Now, for instance, what is the Iranian embassy in Vienna still doing? Opening in normal affairs and being there, pretending that the ambassador is a normal ambassador already staff is still there. They must go and all the accreditations must be withdrawn. And my last point is the question of understanding, knowledge, not being fooled by a fake resistance. Madame Rajavi has mentioned exactly the names I have already mentioned that at the beginning. It is something that must be clarified to public opinion the more often and the faster, the better it is.

And we cannot be fooled by prompt conversion to the idea of freedom by a party which was a party of a dictatorship 50 years ago, which used the same procedures, the same tortures, the same chambers, the same hanging that the regime does and that was involved in the same kind of repression of whatever position that existed.
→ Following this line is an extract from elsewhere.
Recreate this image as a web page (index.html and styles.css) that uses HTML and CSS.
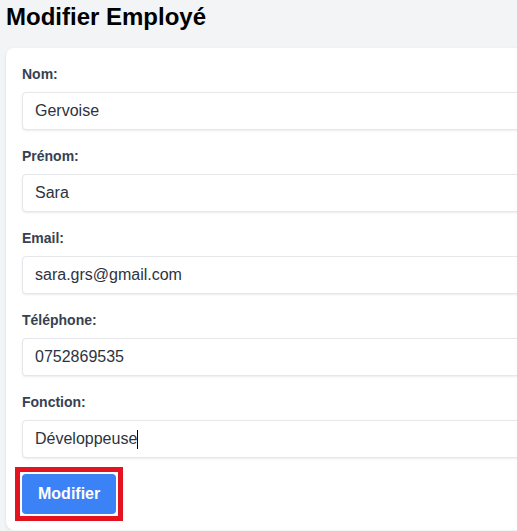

The people who believe that the monarchy of the shah is still something that is viable and that could be accepted and decently presented as an option to the Iranian people and to the international community. That is something that must disappear from the political discourse and must disappear, the sooner, the better.

Thank you very much, freedom for your country, and thanks for the support to the Parliamentary Committee for Freedom in Iran. Thank you.